有田地方の山々、丘々では豊富な品種が栽培され、ほぼ一年中収穫される。

有田川の中流域にあるあらぎ島の棚田。

 漁港を後に、有田川の上流へと向かう。そして川の両側に迫る山々の風景に圧倒された。山々の急斜面のことごとくが段々に築かれた「有田みかん」の畑だ。有田みかんの栽培は400年の歴史があり、仰ぎ見る壮観な風景は温暖で豊かな風土を物語っている。春には白い花が咲き、収穫期の10月から12月には、辺りの山々は全て黄金色に輝く。山々が夕陽で染まるとまるで黄金郷を思わせるような美しさだという。

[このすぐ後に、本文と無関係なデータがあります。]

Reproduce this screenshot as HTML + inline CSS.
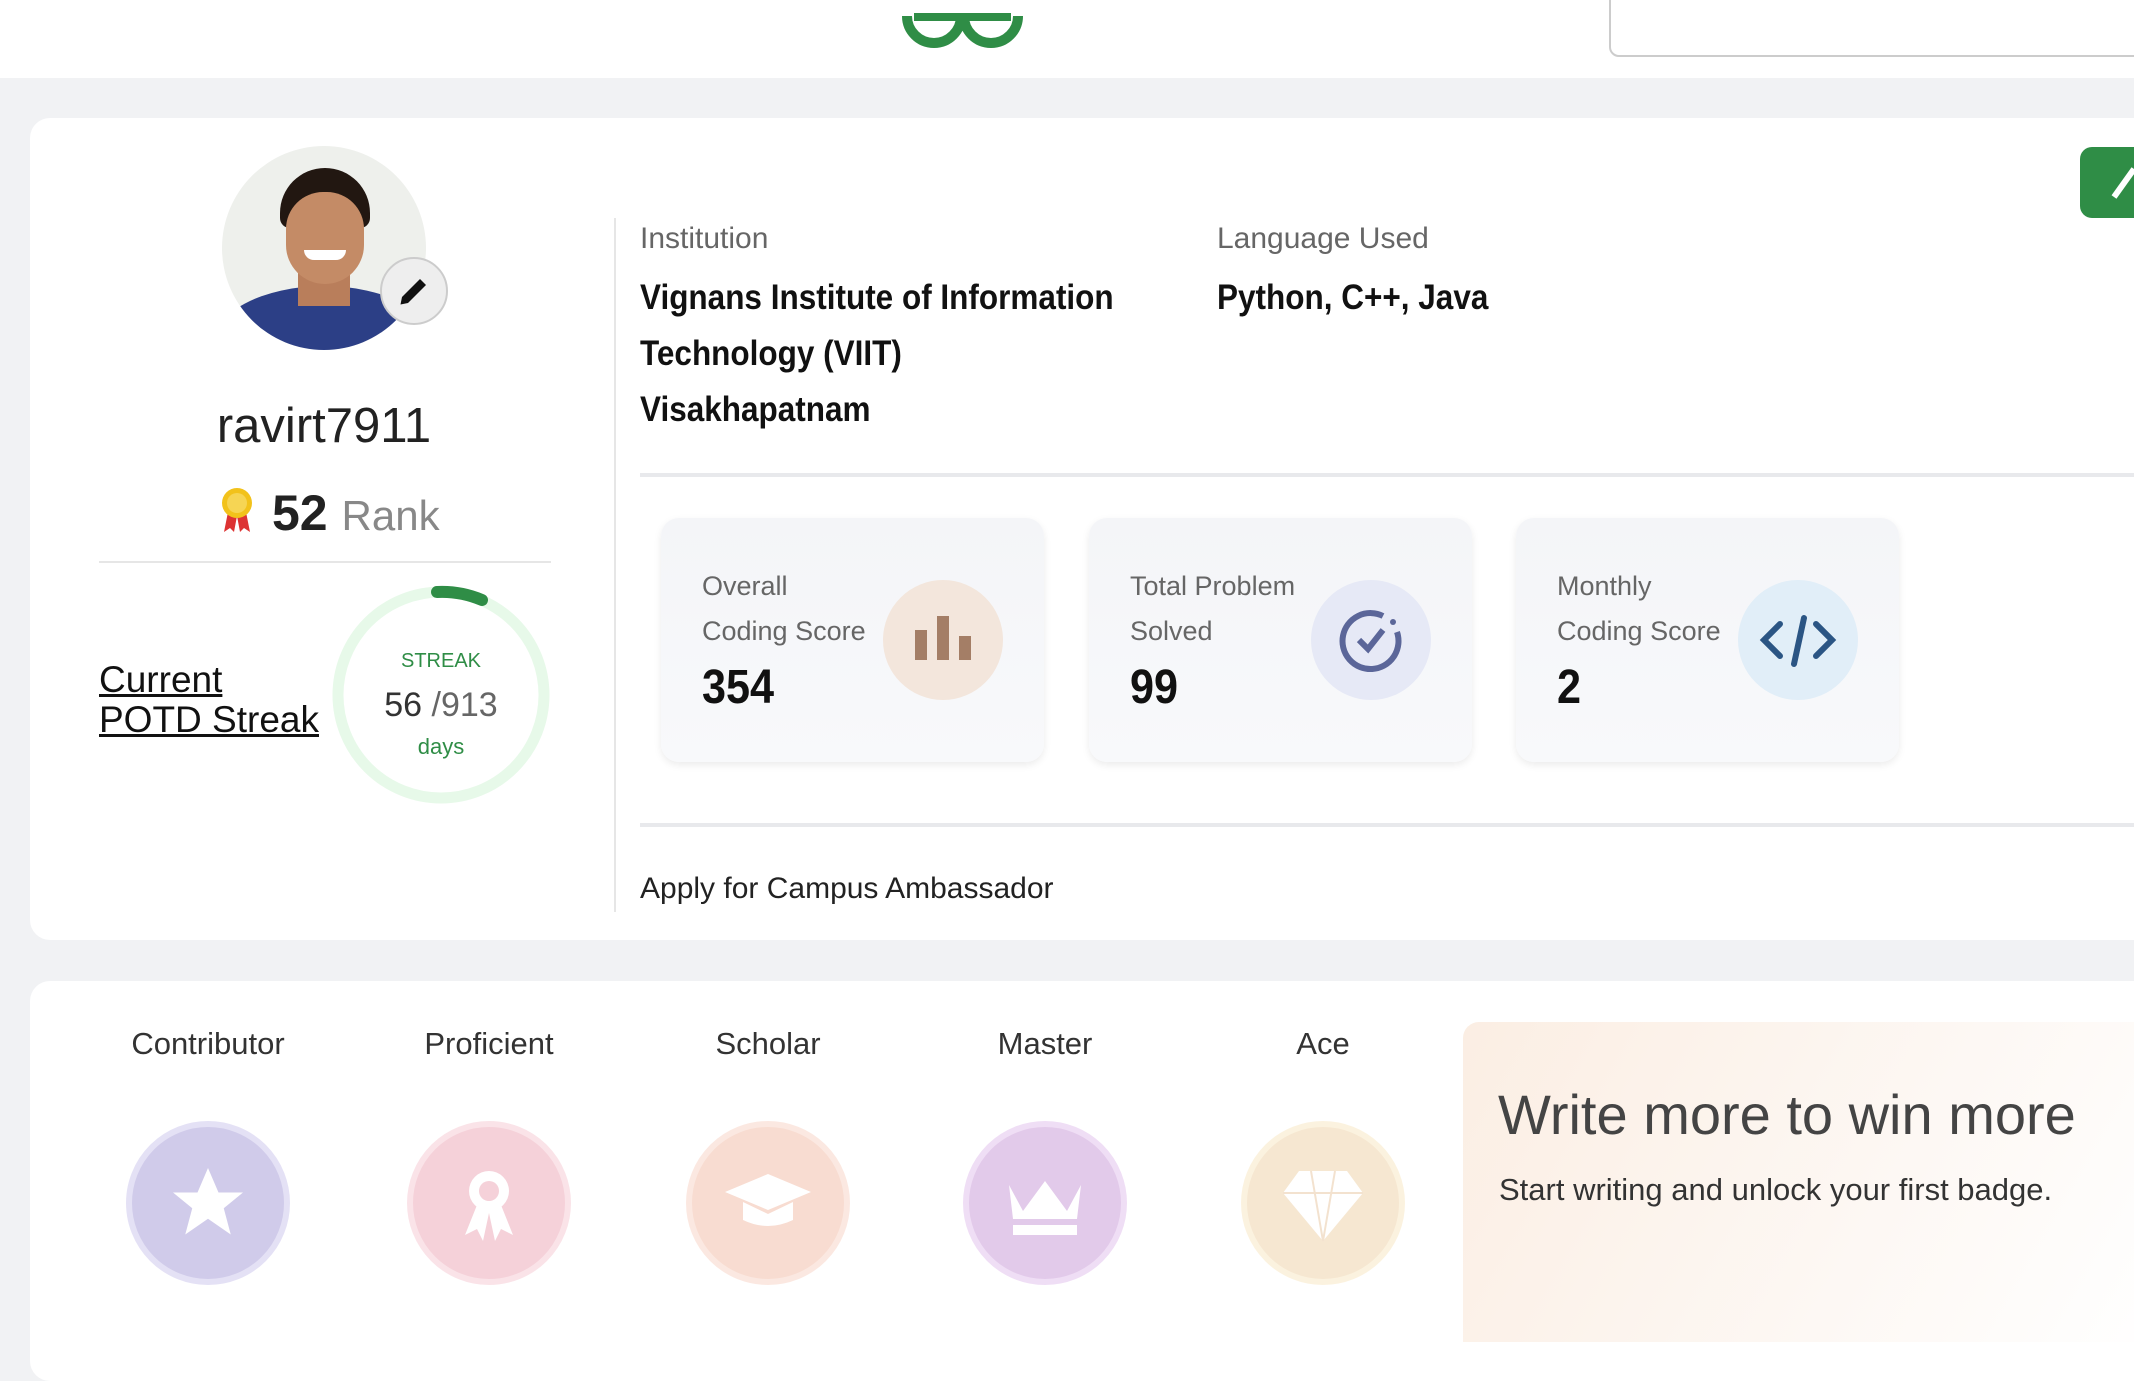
<!DOCTYPE html>
<html><head><meta charset="utf-8"><style>
*{margin:0;padding:0;box-sizing:border-box}
body{width:2134px;height:1330px;overflow:hidden;background:#f1f2f4;font-family:"Liberation Sans",sans-serif;color:#222;position:relative}
.a{position:absolute}
.hdr{left:0;top:0;width:2134px;height:78px;background:#fff}
.card{background:#fff;border-radius:20px}
.lbl{color:#666;font-size:30px}
.val{font-weight:bold;font-size:35px;color:#111;transform:scaleX(.9);transform-origin:left;white-space:nowrap}
.sc{width:383px;height:244px;border-radius:18px;background:linear-gradient(#f4f5f8,#f8f9fb);box-shadow:0 3px 8px rgba(0,0,0,.08)}
.sc .l{position:absolute;left:41px;top:46px;font-size:27px;color:#666;line-height:45px}
.sc .v{position:absolute;left:41px;top:142px;font-size:48px;color:#111;font-weight:bold;transform:scaleX(.9);transform-origin:left}
.sc .ic{position:absolute;left:222px;top:62px;width:120px;height:120px;border-radius:50%}
.bl{font-size:31px;color:#333;text-align:center;width:240px}
.bd{width:164px;height:164px;border-radius:50%}
.fade{opacity:.8}
</style></head><body>
<div class="a hdr"></div>
<svg class="a" style="left:900px;top:0" width="125" height="50" viewBox="0 0 125 50"><path d="M7 16 A27 27 0 0 0 61 16 M64 16 A27 27 0 0 0 118 16" fill="none" stroke="#2f8d46" stroke-width="10"/><path d="M14 17 H111" stroke="#2f8d46" stroke-width="8"/></svg>
<div class="a" style="left:1609px;top:-10px;width:540px;height:67px;border:2px solid #ccc;border-radius:10px;background:#fff"></div>

<div class="a card" style="left:30px;top:118px;width:2130px;height:822px"></div>
<div class="a" style="left:222px;top:146px;width:204px;height:204px;border-radius:50%;overflow:hidden;background:#eef0ec">
 <div class="a" style="left:-10px;top:140px;width:224px;height:120px;border-radius:50% 50% 0 0;background:#2c3f86"></div>
 <div class="a" style="left:76px;top:100px;width:52px;height:60px;background:#b97e5b"></div>
 <div class="a" style="left:58px;top:22px;width:90px;height:60px;border-radius:45px 45px 10px 10px;background:#221711"></div>
 <div class="a" style="left:64px;top:46px;width:78px;height:92px;border-radius:40px 40px 42px 42px;background:#c48b66"></div>
 <div class="a" style="left:82px;top:104px;width:42px;height:10px;border-radius:0 0 20px 20px;background:#fff"></div>
</div>
<div class="a" style="left:380px;top:257px;width:68px;height:68px;border-radius:50%;background:#eee;border:2px solid #ccc"></div>
<svg class="a" style="left:396px;top:273px" width="36" height="36" viewBox="0 0 24 24"><path d="M3 21l1-5L16 4l4 4L8 20z" fill="#111"/></svg>
<div class="a" style="left:124px;top:398px;width:400px;text-align:center;font-size:49px;color:#222">ravirt7911</div>
<svg class="a" style="left:220px;top:486px" width="34" height="48" viewBox="0 0 34 48"><path d="M8 26 L4 46 L10 42 L14 46 L17 30Z M26 26 L30 46 L24 42 L20 46 L17 30Z" fill="#d33"/><circle cx="17" cy="17" r="15" fill="#f2c21b"/><circle cx="17" cy="17" r="10" fill="#f6d554"/></svg>
<div class="a" style="left:272px;top:484px;font-size:50px;font-weight:bold;color:#222">52 <span style="font-weight:normal;color:#888;font-size:42px">Rank</span></div>
<div class="a" style="left:99px;top:561px;width:452px;height:2px;background:#e6e6e6"></div>
<div class="a" style="left:99px;top:660px;font-size:37px;line-height:40px;text-decoration:underline;color:#111">Current<br>POTD Streak</div>
<svg class="a" style="left:330px;top:584px" width="222" height="222" viewBox="0 0 222 222"><circle cx="111" cy="111" r="103" fill="none" stroke="#e7f9e9" stroke-width="11"/><path d="M107 8 A103 103 0 0 1 152 16" fill="none" stroke="#2f8d46" stroke-width="12" stroke-linecap="round"/></svg>
<div class="a" style="left:341px;top:650px;width:200px;text-align:center;color:#2f8d46;font-size:20px">STREAK</div>
<div class="a" style="left:341px;top:686px;width:200px;text-align:center;color:#333;font-size:34px">56 <span style="color:#666">/913</span></div>
<div class="a" style="left:341px;top:734px;width:200px;text-align:center;color:#2f8d46;font-size:22px">days</div>
<div class="a" style="left:614px;top:218px;width:2px;height:694px;background:#e6e6e6"></div>

<div class="a lbl" style="left:640px;top:222px">Institution</div>
<div class="a val" style="left:640px;top:270px;line-height:56px">Vignans Institute of Information<br>Technology (VIIT)<br>Visakhapatnam</div>
<div class="a lbl" style="left:1217px;top:222px">Language Used</div>
<div class="a val" style="left:1217px;top:270px;line-height:56px">Python, C++, Java</div>
<div class="a" style="left:640px;top:473px;width:1500px;height:4px;background:#e8e9ec"></div>
<div class="a" style="left:2080px;top:147px;width:80px;height:71px;border-radius:12px;background:#2f8d46"></div>
<svg class="a" style="left:2110px;top:165px" width="24" height="36" viewBox="0 0 24 36"><path d="M4 32 L24 4" stroke="#fff" stroke-width="6"/></svg>

<div class="a sc" style="left:661px;top:518px"><div class="l">Overall<br>Coding Score</div><div class="v">354</div><div class="ic" style="background:#f3e6dc"><svg width="120" height="120"><rect x="32" y="50" width="12" height="30" fill="#a47e66"/><rect x="54" y="36" width="12" height="44" fill="#a47e66"/><rect x="76" y="56" width="12" height="24" fill="#a47e66"/></svg></div></div>
<div class="a sc" style="left:1089px;top:518px"><div class="l">Total Problem<br>Solved</div><div class="v">99</div><div class="ic" style="background:#e6e9f6"><svg width="120" height="120"><path d="M72 36 A28 28 0 1 0 86 52" fill="none" stroke="#5b6699" stroke-width="6"/><circle cx="82" cy="42" r="3" fill="#5b6699"/><path d="M48 60 L57 69 L72 50" fill="none" stroke="#5b6699" stroke-width="6"/></svg></div></div>
<div class="a sc" style="left:1516px;top:518px"><div class="l">Monthly<br>Coding Score</div><div class="v">2</div><div class="ic" style="background:#e1eef8"><svg width="120" height="120"><path d="M42 44 L26 60 L42 76 M78 44 L94 60 L78 76 M66 38 L56 84" fill="none" stroke="#2b5584" stroke-width="6" stroke-linecap="round"/></svg></div></div>
<div class="a" style="left:640px;top:823px;width:1500px;height:4px;background:#e8e9ec"></div>
<div class="a" style="left:640px;top:872px;font-size:30px;color:#222">Apply for Campus Ambassador</div>

<div class="a card" style="left:30px;top:981px;width:2130px;height:400px"></div>
<div class="a bl" style="left:88px;top:1026px">Contributor</div>
<div class="a bl" style="left:369px;top:1026px">Proficient</div>
<div class="a bl" style="left:648px;top:1026px">Scholar</div>
<div class="a bl" style="left:925px;top:1026px">Master</div>
<div class="a bl" style="left:1203px;top:1026px">Ace</div>
<div class="fade">
<div class="a bd" style="left:126px;top:1121px;background:#c5bfe6;border:6px solid #dedaf3"></div>
<svg class="a" style="left:166px;top:1161px" width="84" height="84" viewBox="0 0 24 24"><path d="M12 2l3 7h7l-5.5 4.5 2 7.5L12 16.5 5.5 21l2-7.5L2 9h7z" fill="#fff"/></svg>
<div class="a bd" style="left:407px;top:1121px;background:#f3c6d0;border:6px solid #f9dde3"></div>
<svg class="a" style="left:449px;top:1161px" width="80" height="84" viewBox="0 0 80 84"><circle cx="40" cy="30" r="20" fill="#fff"/><circle cx="40" cy="30" r="10" fill="#f3c6d0"/><path d="M28 44 L16 74 L28 68 L34 80 L40 52 L46 80 L52 68 L64 74 L52 44Z" fill="#fff"/></svg>
<div class="a bd" style="left:686px;top:1121px;background:#f7d4c6;border:6px solid #fbe3da"></div>
<svg class="a" style="left:723px;top:1170px" width="90" height="64" viewBox="0 0 90 64"><path d="M45 4 L88 22 L45 40 L2 22Z" fill="#fff"/><path d="M20 32 V50 Q45 62 70 50 V32 L45 44Z" fill="#fff"/></svg>
<div class="a bd" style="left:963px;top:1121px;background:#dcbde6;border:6px solid #ecd6f3"></div>
<svg class="a" style="left:1001px;top:1171px" width="88" height="66" viewBox="0 0 88 66"><path d="M8 14 L22 40 L44 10 L66 40 L80 14 L76 48 H12Z" fill="#fff"/><rect x="12" y="54" width="64" height="10" fill="#fff"/></svg>
<div class="a bd" style="left:1241px;top:1121px;background:#f5e2c6;border:6px solid #fbf0d8"></div>
<svg class="a" style="left:1281px;top:1163px" width="84" height="84" viewBox="0 0 84 84"><path d="M18 8 H66 L82 30 L42 78 L2 30Z" fill="#fff"/><path d="M2 30 H82 M30 8 L42 78 M54 8 L42 78" stroke="#f1dcc4" stroke-width="2"/></svg>
</div>
<div class="a" style="left:1463px;top:1022px;width:700px;height:320px;border-radius:16px 0 0 0;background:linear-gradient(120deg,#fbeee3,#fdf8f4 60%,#fff)"></div>
<div class="a" style="left:1498px;top:1082px;font-size:56px;color:#444">Write more to win more</div>
<div class="a" style="left:1499px;top:1172px;font-size:31px;color:#333">Start writing and unlock your first badge.</div>
</body></html>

 江戸時代、このみかんを船に満載し、嵐の中を江戸まで運び巨富を得た紀伊国屋文左衛門には、みかんはまさに黄金だったろう。ただし、当時のみかんは今日の温州[うんしゅう]みかんでなく、サイズが小ぶりの紀州みかんだったという。

 みかん畑を見上げると、どの山も驚くほどの急斜面で斜面からこぼれ落ちそうだ。栽培は大変な手間と労力で、高齢ゆえに畑を放棄する例もあるというが、逆に定年後に故郷に戻ってみかん栽培を始める人もいるそうだ。

 みかん畑を眺めつつさらに上流へと遡ると、有田川は蛇行を繰り返して深い山中に分け入る。河口から約40km、曲路を進んでいると川は大きくUの字を描き、その段丘上にアートのような見事な棚田が現れる。あらぎ島の棚田で、この三田・清水地区の農山村形態は国選定の重要文化的景観である。

有田川町の特産品で、和歌山県優良県産品(プレミア和歌山)に選定されている「ぶどう山椒」は大粒の実で人気がある。

 手つかずの自然ではなく、この山間に暮らす人々がわずかな土地を生かし、生活のために自然と共同で長年月をかけて創りあげた山村の遺産。観光客が多く訪れる棚田は「未来に伝え残したい村の歴史です」と集落の人は誇らしげに話した。

 寒冷地の気候と天水で栽培される棚田米は有田川町のブランド米として珍重されている。大粒の実が特長のぶどう山椒も地域特産品としてブランド化されている。紀伊水道の海の幸、有田川流域の山村の恵み。地域ごとにさまざまな有田の風土がもたらす食材は、実に多彩で豊かである。